The charming, but totally misguided Weizenbaum documentary “Plug and Pray” cherishes that same popular thesis. It is hard to see how somebody could see any justification for it, though. Contemporary AI research is a very humble affair, occupied with obscure exercises in applied mathematics, boring standardization of protocol languages or tinkering with soccer playing or car driving robots. Any vision for generally intelligent artificial minds plays an extremely marginal role at best. At the same time, AI research has always been extremely productive: most of the stuff in computer science, from speech recognition to computer vision, from planning to data base systems, from data compression to data mining, has been concocted in some AI lab or other.
So what’s the reason for the popular hostility towards Artificial Intelligence? Hmm, hmm: these guys are saying that the mind is a computer! Why is that such a blasphemy?
Interestingly, there is very little serious-people criticism when it comes to the computational theory of the physical universe, i.e. the idea that the universe can be functionally described in an exact scientific language. People are not offended by the notion that courses of planets, nuclear explosions, hurricanes or sports cars smashing into rocks are all governed by strict rules. But the very same people often insist that the mind (especially the human mind) is exempt from these rules. Quite inconvenient, if you accept that humans are made from standard issue atoms and molecules, and carry a normally evolved mammalian brain in their skulls. So why does the simple and elegant idea that thinking, like everything else, is a computational process, meet with such strong opposition?
This might get clear once we realize that at the heart of our cosmological intuitions, we carry a naive interpretation of Christian cosmology. You see, Christianity postulates a die-hard dualism. God resides outside of the spatial (and partially even temporal) cosmos of matter and energy, and is not bound to the same substrate as our pathetic bodies. God has even implemented our material world, settled it with our (physical) bodies, and retained root rights. God is a super-Notch, he is the all-powerful programmer of our World-of-MatterCraft. His designs are pretty much perfect, and all bugs and shortcomings are due to ungodly, or more specifically: diabolic influences. The devil, while metaphysically embodied, has a much more limited (even human) mind when compared to God. Like God, he is not bound by physics and has access rights to the fabric of our universe, so he may arbitrarily create and manipulate material phenomena. He has even created his own (but crude and strange) domain. Unlike God, he lacks the vision and scope for proper world creation, so his primary occupations are mischief, catastrophes and 4chan. The devil is a hacker.
Both God and devil may change the conditions of human physical existence at any time in any conceivable way. Like game masters in a role playing game, they may bestow riches, beauty and talents upon us. All these things are ultimately worthless, of course. They merely act as the strings that attach human souls to their superficially perceivable environment.
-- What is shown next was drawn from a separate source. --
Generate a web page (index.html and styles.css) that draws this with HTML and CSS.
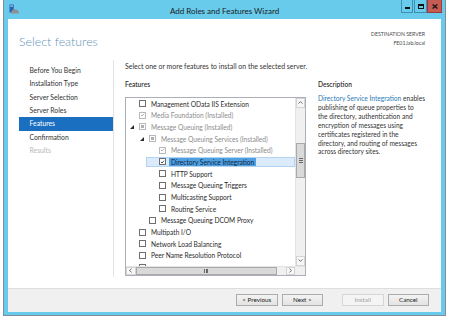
FILE: index.html
```html
<!DOCTYPE html>
<html>
<head>
<meta charset="utf-8">
<link rel="stylesheet" href="styles.css">
</head>
<body>
<div class="window">
  <div class="titlebar">
    <svg class="app-icon" viewBox="0 0 10 10" width="10" height="10">
      <rect x="0.5" y="0.5" width="4.2" height="8" fill="#2a62ad"/>
      <rect x="1.2" y="1.4" width="2.8" height="1.2" fill="#a9cdf2"/>
      <path d="M2 9.6 Q2.3 5.2 6 5.2 Q9.8 5.2 10 9.6Z" fill="#8c9196"/>
    </svg>
    <div class="title">Add Roles and Features Wizard</div>
    <div class="controls">
      <div class="ctl min"><span class="g-min"></span></div>
      <div class="ctl max"><span class="g-max"></span></div>
      <div class="ctl close">
        <svg viewBox="0 0 6 5" width="6" height="5"><path d="M0.6 0.4L5.4 4.6M5.4 0.4L0.6 4.6" stroke="#1a1a1a" stroke-width="1.3"/></svg>
      </div>
    </div>
  </div>
  <div class="client">
    <div class="header">
      <h1 class="page-title">Select features</h1>
      <div class="dest">
        <div>DESTINATION SERVER</div>
        <div>FE01.lab.local</div>
      </div>
    </div>
    <div class="body">
      <nav class="nav">
        <div class="nav-item">Before You Begin</div>
        <div class="nav-item">Installation Type</div>
        <div class="nav-item">Server Selection</div>
        <div class="nav-item">Server Roles</div>
        <div class="nav-item active">Features</div>
        <div class="nav-item">Confirmation</div>
        <div class="nav-item disabled">Results</div>
      </nav>
      <main class="main">
        <p class="intro">Select one or more features to install on the selected server.</p>
        <div class="columns">
          <section class="features">
            <h2 class="label-head">Features</h2>
            <div class="tree-box">
              <div class="tree-view">
                <div class="tree">
                  <div class="row"><div class="item l0"><span class="exp"></span><span class="cb"></span><span class="txt">Management OData IIS Extension</span></div></div>
                  <div class="row"><div class="item l0 off"><span class="exp"></span><span class="cb"><svg viewBox="0 0 7 7"><path d="M1.3 3.4L2.8 4.9L5.6 1.7" fill="none" stroke="#9a9a9a" stroke-width="1.1"/></svg></span><span class="txt">Media Foundation (Installed)</span></div></div>
                  <div class="row"><div class="item l0 off"><span class="exp"><svg viewBox="0 0 4 4"><path d="M4 0V4H0Z" fill="#2b2b2b"/></svg></span><span class="cb"><i class="ind"></i></span><span class="txt">Message Queuing (Installed)</span></div></div>
                  <div class="row"><div class="item l1 off"><span class="exp"><svg viewBox="0 0 4 4"><path d="M4 0V4H0Z" fill="#2b2b2b"/></svg></span><span class="cb"><i class="ind"></i></span><span class="txt">Message Queuing Services (Installed)</span></div></div>
                  <div class="row"><div class="item l2 off"><span class="exp"></span><span class="cb"><svg viewBox="0 0 7 7"><path d="M1.3 3.4L2.8 4.9L5.6 1.7" fill="none" stroke="#9a9a9a" stroke-width="1.1"/></svg></span><span class="txt">Message Queuing Server (Installed)</span></div></div>
                  <div class="row"><div class="item l2 sel"><span class="exp"></span><span class="cb"><svg viewBox="0 0 7 7"><path d="M1.3 3.4L2.8 4.9L5.6 1.7" fill="none" stroke="#1e1e1e" stroke-width="1.1"/></svg></span><span class="txt">Directory Service Integration</span></div></div>
                  <div class="row"><div class="item l2"><span class="exp"></span><span class="cb"></span><span class="txt">HTTP Support</span></div></div>
                  <div class="row"><div class="item l2"><span class="exp"></span><span class="cb"></span><span class="txt">Message Queuing Triggers</span></div></div>
                  <div class="row"><div class="item l2"><span class="exp"></span><span class="cb"></span><span class="txt">Multicasting Support</span></div></div>
                  <div class="row"><div class="item l2"><span class="exp"></span><span class="cb"></span><span class="txt">Routing Service</span></div></div>
                  <div class="row"><div class="item l1"><span class="exp"></span><span class="cb"></span><span class="txt">Message Queuing DCOM Proxy</span></div></div>
                  <div class="row"><div class="item l0"><span class="exp"></span><span class="cb"></span><span class="txt">Multipath I/O</span></div></div>
                  <div class="row"><div class="item l0"><span class="exp"></span><span class="cb"></span><span class="txt">Network Load Balancing</span></div></div>
                  <div class="row"><div class="item l0"><span class="exp"></span><span class="cb"></span><span class="txt">Peer Name Resolution Protocol</span></div></div>
                  <div class="row"><div class="item l0"><span class="exp"></span><span class="cb"></span></div></div>
                </div>
                <div class="vscroll">
                  <div class="sb-btn"><svg viewBox="0 0 5 3" width="5" height="3"><path d="M0.5 2.6L2.5 0.6L4.5 2.6" fill="none" stroke="#606060" stroke-width="0.9"/></svg></div>
                  <div class="vtrack"><div class="vthumb"><i></i><i></i><i></i></div></div>
                  <div class="sb-btn"><svg viewBox="0 0 5 3" width="5" height="3"><path d="M0.5 0.4L2.5 2.4L4.5 0.4" fill="none" stroke="#606060" stroke-width="0.9"/></svg></div>
                </div>
              </div>
              <div class="hscroll">
                <div class="sb-btn h"><svg viewBox="0 0 3 5" width="3" height="5"><path d="M2.6 0.5L0.6 2.5L2.6 4.5" fill="none" stroke="#606060" stroke-width="0.9"/></svg></div>
                <div class="hthumb"><i></i><i></i><i></i></div>
                <div class="hspace"></div>
                <div class="sb-btn h"><svg viewBox="0 0 3 5" width="3" height="5"><path d="M0.4 0.5L2.4 2.5L0.4 4.5" fill="none" stroke="#606060" stroke-width="0.9"/></svg></div>
                <div class="corner"></div>
              </div>
            </div>
          </section>
          <section class="desc">
            <h2 class="label-head">Description</h2>
            <p><a>Directory Service Integration</a> enables<br>publishing of queue properties to<br>the directory, authentication and<br>encryption of messages using<br>certificates registered in the<br>directory, and routing of messages<br>across directory sites.</p>
          </section>
        </div>
      </main>
    </div>
    <div class="footer">
      <button class="btn">&lt; Previous</button>
      <button class="btn">Next &gt;</button>
      <button class="btn disabled gap">Install</button>
      <button class="btn">Cancel</button>
    </div>
  </div>
</div>
</body>
</html>
```

FILE: styles.css
```css
* { box-sizing: border-box; margin: 0; padding: 0; }
html, body { width: 450px; height: 319px; overflow: hidden; }
body {
  background: #ffffff;
  font-family: Lato, "Open Sans", sans-serif;
  font-size: 6.6px;
  color: #2a2a2a;
}

.window {
  margin-left: 3px;
  width: 443px;
  height: 316px;
  border: 1px solid #7f8e98;
  border-top: 0;
  background: #69cbec;
  padding: 0 4px 3px;
  display: flex;
  flex-direction: column;
}

.titlebar { height: 19px; flex: none; position: relative; }
.app-icon { position: absolute; left: 1px; top: 4px; }
.title {
  position: absolute; left: 0; right: 0; top: 6px;
  text-align: center; font-size: 8px; line-height: 10px; color: #1b1b1b;
}
.controls { position: absolute; right: -1px; top: 0; display: flex; }
.ctl {
  height: 13px; display: flex; align-items: center; justify-content: center;
  border: 1px solid #3d8fb3; border-top: 0;
}
.ctl.min { width: 12px; margin-right: 1px; }
.ctl.max { width: 13px; }
.ctl.close { width: 15px; background: #c75a52; border-color: #9c3b35; }
.g-min { width: 5px; height: 2px; background: #111; margin-top: 3px; }
.g-max { width: 6px; height: 5px; border: 1px solid #111; border-top-width: 2px; }

.client { flex: 1; min-height: 0; background: #ffffff; display: flex; flex-direction: column; }

.header { height: 39px; flex: none; position: relative; padding: 14px 0 0 11px; }
.page-title { font-family: Lato, sans-serif; font-weight: 300; font-size: 12.4px; line-height: 18px; color: #6494b8; }
.dest {
  position: absolute; right: 16px; top: 11px; text-align: right;
  font-size: 5.2px; line-height: 9px; color: #4a4a4a;
}

.body { flex: 1; min-height: 0; display: flex; }
.nav {
  width: 106px; flex: none; margin: 2px 0 11px; padding-top: 4px;
  border-right: 1px solid #e3e3e3;
}
.nav-item { height: 13.33px; line-height: 13.33px; margin-left: 11px; padding-left: 10.5px; color: #333; font-size: 6.8px; }
.nav-item.active { background: #1a6fc0; color: #ffffff; }
.nav-item.disabled { color: #b8b8b8; }

.main { flex: 1; padding: 4px 0 0 11px; }
.intro { line-height: 9px; color: #333; font-size: 6.95px; }
.columns { display: flex; margin-top: 9px; }
.features { width: 181px; flex: none; }
.label-head { font-size: 6.6px; font-weight: 600; line-height: 9px; color: #2f2f2f; }

.tree-box { margin-top: 7.7px; height: 179px; border: 1px solid #aab0b6; display: flex; flex-direction: column; }
.tree-view { height: 168px; display: flex; }
.tree { flex: 1; overflow: hidden; }
.row { height: 11.7px; display: flex; }
.item { flex: 1; display: flex; align-items: center; padding-left: 4px; }
.item.l1 { margin-left: 10px; }
.item.l2 { margin-left: 20px; }
.exp { width: 9px; height: 4px; flex: none; display: flex; }
.exp svg { width: 4px; height: 4px; }
.cb {
  width: 7px; height: 7px; flex: none; border: 1px solid #6e6e6e; background: #fff;
  display: flex; align-items: center; justify-content: center;
}
.cb svg { width: 6px; height: 6px; }
.off .cb { border-color: #b9b9b9; }
.ind { width: 3px; height: 3px; background: #b0b0b0; }
.txt { margin-left: 3px; padding: 0 2px; line-height: 8px; white-space: nowrap; color: #2a2a2a; }
.off .txt { color: #8c8c8c; }
.item.sel { background: #dcebfb; box-shadow: inset 0 0 0 1px #b2d4f3; margin-top: 0.6px; margin-bottom: 0.6px; }
.item.sel .txt { background: #4f9fe3; color: #0f2740; }

.vscroll { width: 10px; flex: none; background: #f0f0f0; border-left: 1px solid #e4e4e4; display: flex; flex-direction: column; }
.sb-btn { height: 10px; flex: none; display: flex; align-items: center; justify-content: center; background: #f7f7f7; border: 1px solid #d4d4d4; }
.vtrack { flex: 1; }
.vthumb {
  margin-top: 35px; height: 35px; background: #d9d9d9; border: 1px solid #a9a9a9;
  display: flex; flex-direction: column; align-items: center; justify-content: center; gap: 1px;
}
.vthumb i { width: 4px; height: 0.7px; background: #666; display: block; }
.hscroll { height: 9px; flex: none; display: flex; background: #f0f0f0; border-top: 1px solid #e4e4e4; }
.sb-btn.h { height: auto; width: 9.5px; }
.hthumb {
  width: 141px; background: #d9d9d9; border: 1px solid #a9a9a9;
  display: flex; align-items: center; justify-content: center; gap: 1px;
}
.hthumb i { width: 0.7px; height: 4px; background: #666; display: block; }
.hspace { flex: 1; }
.corner { width: 10px; background: #f0f0f0; }

.desc { margin-left: 12px; width: 118px; }
.desc p { margin-top: 5px; line-height: 8.9px; color: #333; }
.desc a { color: #2a7ab8; }

.footer {
  height: 24px; flex: none; background: #f0f0f0; border-top: 1px solid #dedede;
  display: flex; justify-content: flex-end; align-items: flex-start; padding: 5px 12px 0 0; gap: 4px;
}
.btn {
  width: 41.5px; height: 11.5px; border: 1px solid #acacac;
  background: linear-gradient(#f3f3f3, #e3e3e3);
  font-family: Lato, "Open Sans", sans-serif; font-size: 6.3px; color: #222; line-height: 9px;
}
.btn.gap { margin-left: 15px; }
.btn.disabled { background: #f4f4f4; border-color: #d5d5d5; color: #a3a3a3; }
```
While humans appear to be physical, our true nature is metaphysical too, to warrant God’s and the devil’s interest in us. God offers us the chance to play our game properly and to be rewarded with a much refined existence after our inevitable return in the metaphysical domain. To do so, we will have to remember and embrace our metaphysical core (which only temporary controls our physical avatars). The devil attempts to distract us from this mission, by corrupting us with worthless physical glitz, which he attempts to sell us in exchange for our hard metaphysical currency.
This currency is usually called ‘soul’. In the course of Western cultural development, however, the soul lost most of its commonly associated properties. It is no longer seen as the carrier of our thought processes, memories and personality. It is now an essence, without any physical or interactional property. (But some people still harbor the intuition that phenomenal experience is not a property of the physical nervous system, but an epiphenomenal functionality of the soul.)
This world view offers consolation, in the face of the experience of the absence of meaning in our material existence. It postulates that our worldly ordeal serves a higher experiential purpose, and that there is a transcendent, meaningful, but currently hidden realm of existence waiting for us. The driving forces of the universe are not cold and impartial all-pervading machines, but they take an interest in our very existence, they watch us, even wrestle for our allegiance. The unfairly distributed physical commodities and opportunities are hollow glass-beads, without any true value beyond the godly or diabolic programmer second that went into creating it. Beyond the surface, there is a secret world, offering true satisfaction. Our futile hustling and bustling has a hidden significance with respect to that secret and sacred metaphysical domain.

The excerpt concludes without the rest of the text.